Hasn't Earth been cooling since 1998?

Color graph of mean temperatures in red and blue
We've zoomed in for a closeup of temperatures over the last three decades, taken from a longer timeline discussed here. This closeup shows the annual trend in average global air temperature, in degrees Celsius, from 1975 to 2012. For each year, the range of uncertainty is indicated by the vertical bars. The blue line tracks the changes in the trend over time. Click here or on the image to see the full graph.
(Image courtesy NOAA's National Climatic Data Center.)

Thanks in large part to the record-setting El Niño of 1997–98, the year 1998 was the warmest year, globally, in the 20th century. Since 2001 the global trend has been relatively flat (see graph). However, temperatures continue to run warmer than in previous decades. The global average from 2000–09 exceeds the average for 1990–99, which in turn was warmer than 1980–89. And the average for 2010–12 topped the 2000–09 average.

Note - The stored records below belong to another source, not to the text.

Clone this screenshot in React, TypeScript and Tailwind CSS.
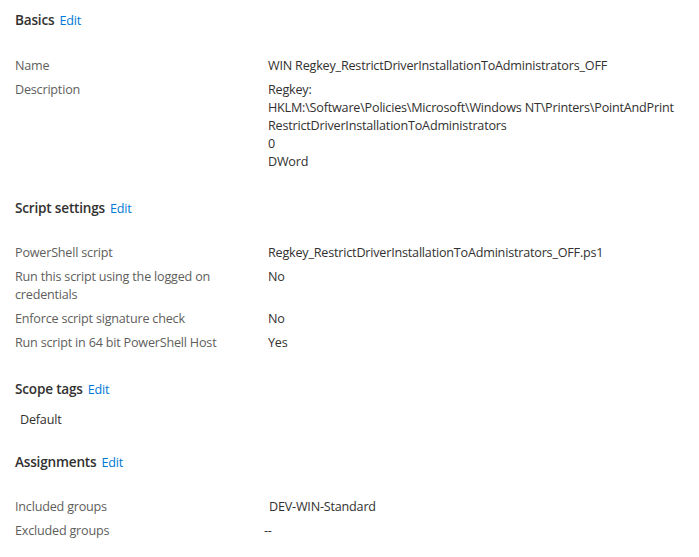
import React from 'react';

type Row = { label: string; value: React.ReactNode };

const basics: Row[] = [
  { label: 'Name', value: 'WIN Regkey_RestrictDriverInstallationToAdministrators_OFF' },
  {
    label: 'Description',
    value: (
      <>
        <div>Regkey:</div>
        <div>HKLM:\Software\Policies\Microsoft\Windows NT\Printers\PointAndPrint</div>
        <div>RestrictDriverInstallationToAdministrators</div>
        <div>0</div>
        <div>DWord</div>
      </>
    ),
  },
];

const scriptSettings: Row[] = [
  { label: 'PowerShell script', value: 'Regkey_RestrictDriverInstallationToAdministrators_OFF.ps1' },
  { label: 'Run this script using the logged on credentials', value: 'No' },
  { label: 'Enforce script signature check', value: 'No' },
  { label: 'Run script in 64 bit PowerShell Host', value: 'Yes' },
];

const assignments: Row[] = [
  { label: 'Included groups', value: <span className="pl-[1px]">DEV-WIN-Standard</span> },
  { label: 'Excluded groups', value: <span className="-ml-[4px]">--</span> },
];

function SectionHeader({ title }: { title: string }) {
  return (
    <div className="flex h-[20px] items-baseline gap-[5px] leading-[20px]">
      <h2 className="text-[13.6px] font-semibold text-[#323130]">{title}</h2>
      <a href="#" className="text-[12.6px] text-[#0078d4] hover:underline">Edit</a>
    </div>
  );
}

function PropertyList({ rows }: { rows: Row[] }) {
  return (
    <div className="flex flex-col gap-[6px]">
      {rows.map((row) => (
        <div key={row.label} className="flex text-[12.6px] leading-[18px]">
          <div className="w-[253px] shrink-0 pr-[30px] text-[#605e5c]">{row.label}</div>
          <div className="text-[#323130] whitespace-nowrap">{row.value}</div>
        </div>
      ))}
    </div>
  );
}

export default function App() {
  return (
    <div
      className="w-[699px] h-[557px] overflow-hidden bg-white pl-[15px] pt-[10px] tracking-[-0.2px]"
      style={{ fontFamily: '"Segoe UI", "Open Sans", "Noto Sans", sans-serif' }}
    >
      {/* Basics */}
      <section>
        <SectionHeader title="Basics" />
        <div className="mt-[27px]">
          <PropertyList rows={basics} />
        </div>
      </section>

      {/* Script settings */}
      <section className="mt-[27px]">
        <SectionHeader title="Script settings" />
        <div className="mt-[26px]">
          <PropertyList rows={scriptSettings} />
        </div>
      </section>

      {/* Scope tags */}
      <section className="mt-[27px]">
        <SectionHeader title="Scope tags" />
        <div className="mt-[12px] pl-[5px] text-[12.6px] leading-[18px] text-[#323130]">Default</div>
      </section>

      {/* Assignments */}
      <section className="mt-[23px]">
        <SectionHeader title="Assignments" />
        <div className="mt-[26px]">
          <PropertyList rows={assignments} />
        </div>
      </section>
    </div>
  );
}
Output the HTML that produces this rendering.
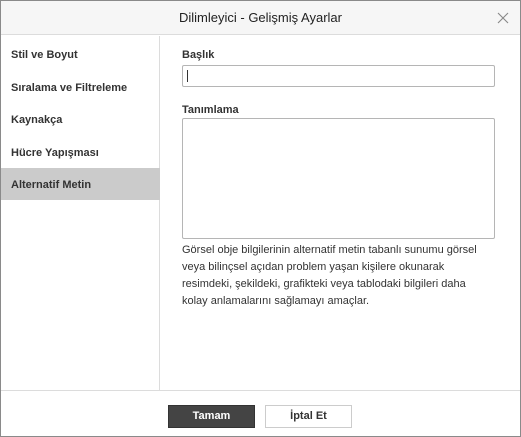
<!DOCTYPE html>
<html><head><style>
*{margin:0;padding:0;box-sizing:border-box}
body{width:521px;height:437px;overflow:hidden;font-family:"Liberation Sans",sans-serif;background:#fff;position:relative}
.frame{position:absolute;left:0;top:0;width:521px;height:437px;border:1px solid #8a8a8a}
.hdr{position:absolute;left:1px;top:1px;width:519px;height:34px;background:#f6f6f6;border-bottom:1px solid #dcdcdc;text-align:center;line-height:34px;font-size:13px;color:#222}
.x{position:absolute;right:11px;top:11px;width:12px;height:12px}
.side{position:absolute;left:1px;top:36px;width:159px;height:354px;border-right:1px solid #dcdcdc}
.it{position:absolute;left:10px;font-size:11px;font-weight:bold;color:#333}
.act{position:absolute;left:0;top:132px;width:159px;height:32px;background:#cbcbcb}
.lbl{position:absolute;left:182px;font-size:11px;font-weight:bold;color:#333}
.inp{position:absolute;left:182px;width:313px;border:1px solid #b5b5b5;border-radius:2px;background:#fff}
.p{position:absolute;left:182px;top:242px;width:312px;font-size:11px;line-height:17px;color:#333}
.foot{position:absolute;left:1px;top:390px;width:519px;border-top:1px solid #dcdcdc}
.btn{position:absolute;top:405px;width:87px;height:23px;font-size:11px;font-weight:bold;text-align:center;line-height:21px}
</style></head><body>
<div class="frame"></div>
<div class="hdr">Dilimleyici - Gelişmiş Ayarlar
<svg class="x" viewBox="0 0 12 12"><path d="M1 1L11 11M11 1L1 11" stroke="#888" stroke-width="1.1"/></svg></div>
<div class="side">
<div class="act"></div>
<div class="it" style="top:13px">Stil ve Boyut</div>
<div class="it" style="top:46px">Sıralama ve Filtreleme</div>
<div class="it" style="top:78px">Kaynakça</div>
<div class="it" style="top:111px">Hücre Yapışması</div>
<div class="it" style="top:143px">Alternatif Metin</div>
</div>
<div class="lbl" style="top:49px">Başlık</div>
<div class="inp" style="top:65px;height:22px"><div style="position:absolute;left:4px;top:4px;width:1px;height:12px;background:#333"></div></div>
<div class="lbl" style="top:104px">Tanımlama</div>
<div class="inp" style="top:118px;height:121px"></div>
<div class="p">Görsel obje bilgilerinin alternatif metin tabanlı sunumu görsel<br>veya bilinçsel açıdan problem yaşan kişilere okunarak<br>resimdeki, şekildeki, grafikteki veya tablodaki bilgileri daha<br>kolay anlamalarını sağlamayı amaçlar.</div>
<div class="foot"></div>
<div class="btn" style="left:168px;background:#444;color:#fff;border:1px solid #333">Tamam</div>
<div class="btn" style="left:265px;background:#fff;color:#333;border:1px solid #ccc">İptal Et</div>
</body></html>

Although scientists are confident that global temperatures will rise further in the coming decades, there could still be occasional "pauses" in warming that last a few years, like the one we've been seeing since the late 1990s. The Intergovernmental Panel on Climate Change (IPCC) devoted a section of its 2013 physical science assessment to analysis of the 1998–2012 warming hiatus. Among the possible factors involved:

  • A series of small volcanoes since 2000 that have spewed sunlight-blocking ash skyward

  • The natural 11-year solar cycle, whose declining phase lasted longer than usual: from 2000 to 2009

  • Variations in the exchange of heat between the ocean and atmosphere (one aspect of internal climate variability). Simulations by NCAR researchers suggest that periods when more heat gets stored deep in the ocean could be an important factor in slowing down atmospheric warming for a decade or more.

Two of the main vehicles for ocean-atmosphere heat exchange are El Niño (which tends to warm the global atmosphere) and La Niña (which tends to cool it). La Niña events have predominated over El Niños since 2006, which helps explain the lack of a new global record in the decade thus far.

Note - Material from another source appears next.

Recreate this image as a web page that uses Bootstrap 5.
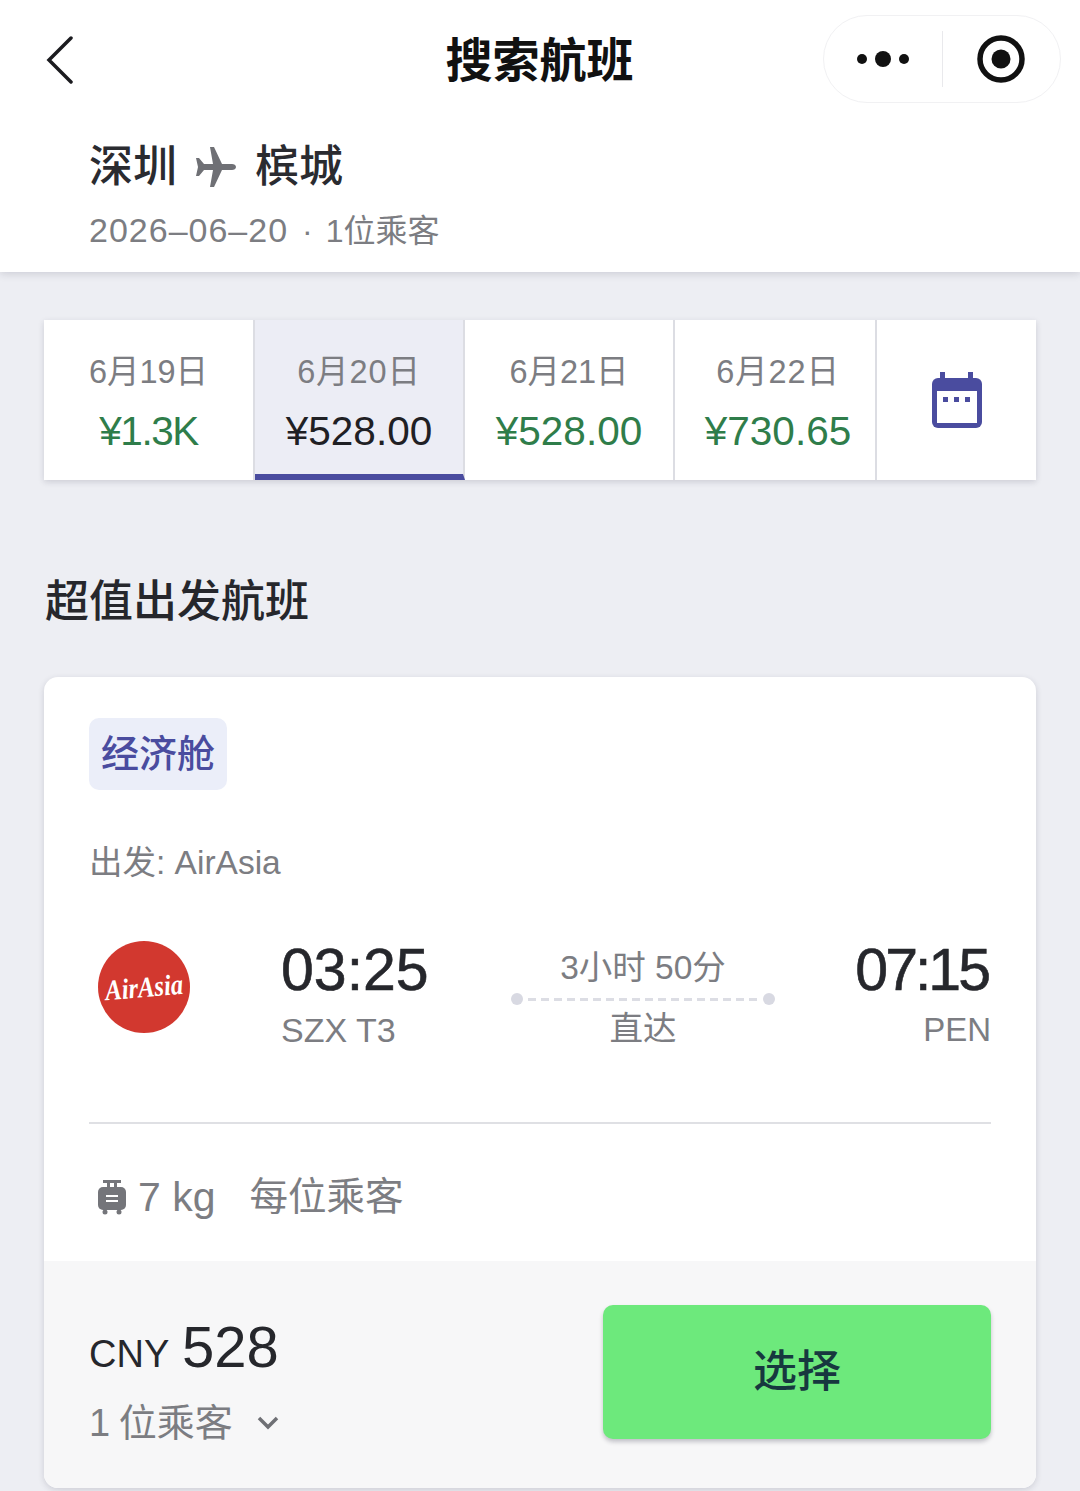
<!DOCTYPE html>
<html lang="zh-CN">
<head>
<meta charset="utf-8">
<title>搜索航班</title>
<link rel="stylesheet" href="https://cdn.jsdelivr.net/npm/bootstrap@5.3.0/dist/css/bootstrap.min.css">
<style>
html,body{height:1491px;overflow:hidden}
body{background:#edeef3;font-family:"Liberation Sans","Noto Sans CJK SC",sans-serif;color:#1f2024}
.hdr{background:#fff;height:272px;box-shadow:0 2px 8px rgba(40,40,60,.16)}
.topbar{height:137px;padding:15px 19px 0 46px}
.back-col{width:212px;height:90px}
.ttl{flex:1;text-align:center;font-size:47px;font-weight:700;color:#111;line-height:92px;margin-left:-2px}
.capsule{width:238px;height:88px;border:1px solid #f1f1f3;border-radius:44px}
.cap-l{width:119px;height:56px;border-right:1px solid #e9e9ec}
.cap-r{width:118px}
.route{padding-left:89px;font-size:44px;font-weight:500;line-height:60px;color:#2a2b30;gap:19px}
.sub{padding-left:89px;font-size:32px;color:#7c7d82;line-height:44px;margin-top:11px}
.sub-date{font-size:34px;letter-spacing:1px}
.sub-dot{margin:0 13px 0 14px}
.strip{margin:48px 44px 0;height:160px;background:#fff;box-shadow:0 2px 6px rgba(40,40,60,.16)}
.dcell{height:160px;border-right:2px solid #dcdde3;text-align:center;padding-top:30px}
.w1{width:211px}.w2{width:210px}.w3{width:210px}.w4{width:202px;padding-left:6px}
.w5{width:159px;height:160px}
.dcell.on{background:#ecedf5;border-bottom:6px solid #4a4c9f}
.dday{font-size:32.500px;line-height:44px;color:#7c7d82}
.dday-wide{letter-spacing:.9px}
.dprice{font-size:40.500px;line-height:50px;margin-top:12px;color:#2f7d4a}
.dprice-tight{letter-spacing:-1.500px}
.on .dprice{color:#1f2024}
.sect{margin:94px 0 0 45px;font-size:44px;font-weight:500;line-height:56px;color:#26272c}
.fcard{margin:47px 44px 0;height:811px;background:#fff;border-radius:14px;box-shadow:0 2px 6px rgba(40,40,60,.16);overflow:hidden}
.fbody{padding:41px 45px 0;height:584px}
.cabin{width:138px;height:72px;background:#ebeef9;color:#4a4c9f;font-size:38px;font-weight:500;line-height:72px;text-align:center;border-radius:10px}
.op{font-size:33.500px;line-height:44px;color:#7c7d82;margin-top:51px}
.times{margin-top:53px;height:120px}
.logo-col{width:192px;padding:2px 0 0 8px}
.dep-col{width:230px}
.tm{font-size:59px;line-height:64px;color:#26272c;-webkit-text-stroke:.6px #26272c}
.tm-tight{letter-spacing:-3px;margin-right:3px}
.ap{font-size:34px;line-height:44px;color:#7c7d82;margin-top:6px}
.ap-small{font-size:33px}
.mid-col{width:264px;text-align:center;font-size:33.500px;line-height:44px;color:#7c7d82;padding-top:8px}
.dotline{height:14px;margin:2px 0 1px}
.ddot{width:12px;height:12px;border-radius:50%;background:#d8d9e2}
.dash{height:3px;margin:0 5px;background:repeating-linear-gradient(90deg,#dcdde4 0 8px,transparent 8px 13px)}
.arr-col{width:216px;text-align:right}
.rule{border-top:2px solid #dfe0e4;margin-top:64px}
.bag{margin:48px 0 0 8px;font-size:41px;line-height:50px;color:#7c7d82}
.bag-icon{margin-right:11px}
.bag-txt{margin-left:34px;font-size:38.500px}
.ffoot{height:227px;background:#f7f7f8;padding:44px 45px 0}
.cny{font-size:38px;line-height:60px;color:#26272c;margin-top:12px}
.cny b{font-size:58px;font-weight:400;margin-left:3px}
.pax{font-size:38px;line-height:50px;color:#7c7d82;margin-top:14px;word-spacing:-2px}
.pick{width:388px;height:134px;background:#6de97c;border:0;border-radius:10px;box-shadow:0 3px 4px rgba(40,40,60,.25);font-size:44px;font-weight:500;color:#17383f}
.pick:hover,.pick:active{background:#6de97c!important;color:#17383f!important}
</style>
</head>
<body>
<div class="hdr">
  <div class="topbar d-flex align-items-start">
    <div class="back-col d-flex align-items-center">
      <svg width="30" height="48" viewBox="0 0 30 48"><path d="M25 2 3 24l22 22" fill="none" stroke="#1b1b1f" stroke-width="3.500" stroke-linecap="round"/></svg>
    </div>
    <div class="ttl">搜索航班</div>
    <div class="capsule d-flex align-items-center">
      <div class="cap-l d-flex align-items-center justify-content-center">
        <svg width="54" height="20" viewBox="0 0 54 20"><circle cx="6" cy="10" r="5" fill="#111"/><circle cx="27" cy="10" r="8" fill="#111"/><circle cx="48" cy="10" r="5" fill="#111"/></svg>
      </div>
      <div class="cap-r d-flex align-items-center justify-content-center">
        <svg width="48" height="48" viewBox="0 0 48 48"><circle cx="24" cy="24" r="21" fill="none" stroke="#111" stroke-width="5.500"/><circle cx="24" cy="24" r="9.500" fill="#111"/></svg>
      </div>
    </div>
  </div>
  <div class="route d-flex align-items-center">
    <span>深圳</span>
    <svg width="40" height="40" viewBox="0 0 40 40"><path d="M40 20c0-2-2-3-4-3H26L18 0h-4l3 17H8L3 11H0l2 9-2 9h3l5-6h9l-3 17h4l8-17h10c2 0 4-1 4-3z" fill="#6f7075"/></svg>
    <span>槟城</span>
  </div>
  <div class="sub"><span class="sub-date">2026–06–20</span><span class="sub-dot">·</span><span>1位乘客</span></div>
</div>

<div class="strip d-flex">
  <div class="dcell w1"><div class="dday">6月19日</div><div class="dprice dprice-tight">¥1.3K</div></div>
  <div class="dcell w2 on"><div class="dday dday-wide">6月20日</div><div class="dprice">¥528.00</div></div>
  <div class="dcell w3"><div class="dday">6月21日</div><div class="dprice">¥528.00</div></div>
  <div class="dcell w4"><div class="dday dday-wide">6月22日</div><div class="dprice">¥730.65</div></div>
  <div class="w5 d-flex align-items-center justify-content-center">
    <svg width="50" height="56" viewBox="0 0 50 56"><rect x="8" y="0" width="5" height="9" fill="#4a4c9f"/><rect x="36" y="0" width="5" height="9" fill="#4a4c9f"/><rect x="0" y="6" width="50" height="50" rx="6" fill="#4a4c9f"/><rect x="5" y="19" width="40" height="32" fill="#fff"/><rect x="11" y="25" width="5" height="5" fill="#4a4c9f"/><rect x="22" y="25" width="5" height="5" fill="#4a4c9f"/><rect x="33" y="25" width="5" height="5" fill="#4a4c9f"/></svg>
  </div>
</div>

<div class="sect">超值出发航班</div>

<div class="fcard">
  <div class="fbody">
    <div class="cabin">经济舱</div>
    <div class="op">出发: AirAsia</div>
    <div class="times d-flex">
      <div class="logo-col">
        <svg width="94" height="94" viewBox="0 0 94 94" overflow="visible"><circle cx="47" cy="47" r="46" fill="#d2382f"/><text x="47" y="57" text-anchor="middle" font-family="Liberation Serif" font-style="italic" font-weight="700" font-size="29" fill="#fff" textLength="78" lengthAdjust="spacingAndGlyphs" transform="rotate(-5 47 47)">AirAsia</text></svg>
      </div>
      <div class="dep-col"><div class="tm">03:25</div><div class="ap">SZX T3</div></div>
      <div class="mid-col">
        <div>3小时 50分</div>
        <div class="dotline d-flex align-items-center"><span class="ddot"></span><span class="dash flex-grow-1"></span><span class="ddot"></span></div>
        <div>直达</div>
      </div>
      <div class="arr-col"><div class="tm tm-tight">07:15</div><div class="ap ap-small">PEN</div></div>
    </div>
    <div class="rule"></div>
    <div class="bag d-flex align-items-center">
      <svg class="bag-icon" width="30" height="36" viewBox="0 0 30 36"><path d="M6 1h18v3h-4v5h-3V4h-4v5h-3V4H6z" fill="#74757a"/><rect x="1" y="8" width="28" height="23" rx="5" fill="#74757a"/><rect x="9" y="16" width="12" height="2" fill="#fff"/><rect x="9" y="21" width="12" height="2" fill="#fff"/><circle cx="8" cy="33" r="2.500" fill="#74757a"/><circle cx="22" cy="33" r="2.500" fill="#74757a"/></svg>
      <span>7 kg</span><span class="bag-txt">每位乘客</span>
    </div>
  </div>
  <div class="ffoot d-flex justify-content-between align-items-start">
    <div>
      <div class="cny">CNY <b>528</b></div>
      <div class="pax d-flex align-items-center"><span>1 位乘客</span>
        <svg class="ms-4" width="22" height="14" viewBox="0 0 22 14"><path d="M2 2l9 9 9-9" fill="none" stroke="#6f7075" stroke-width="3.500"/></svg>
      </div>
    </div>
    <button class="btn pick" type="button">选择</button>
  </div>
</div>
<script src="https://cdn.jsdelivr.net/npm/bootstrap@5.3.0/dist/js/bootstrap.bundle.min.js"></script>
</body>
</html>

As the IPCC notes, natural variations can either amplify or mute longer-term warming trends over periods of 10 to 15 years. This is one reason why 30 years is the typical reference period in determining climate. In your local weather forecast, for example, the average daily temperatures and precipitation posted alongside today's measurements were calculated based on the period from 1981 to 2010. This was a warmer period for most U.S. cities than the previous 30-year range, from 1971 to 2000.

Meanwhile, decision makers and planners often need guidance on shorter time scales than three decades. Researchers are responding by experimenting with outlooks for global temperature in the 10- to 15-year range. The most recent decadal outlook from the UK Met Office calls for a good chance that the upcoming five years (2013–17) will average slightly warmer globally than the record year of 1998. The IPCC expects that, for periods without a major volcanic eruption, most future 15-year periods will show a stronger warming trend than 1998–2012.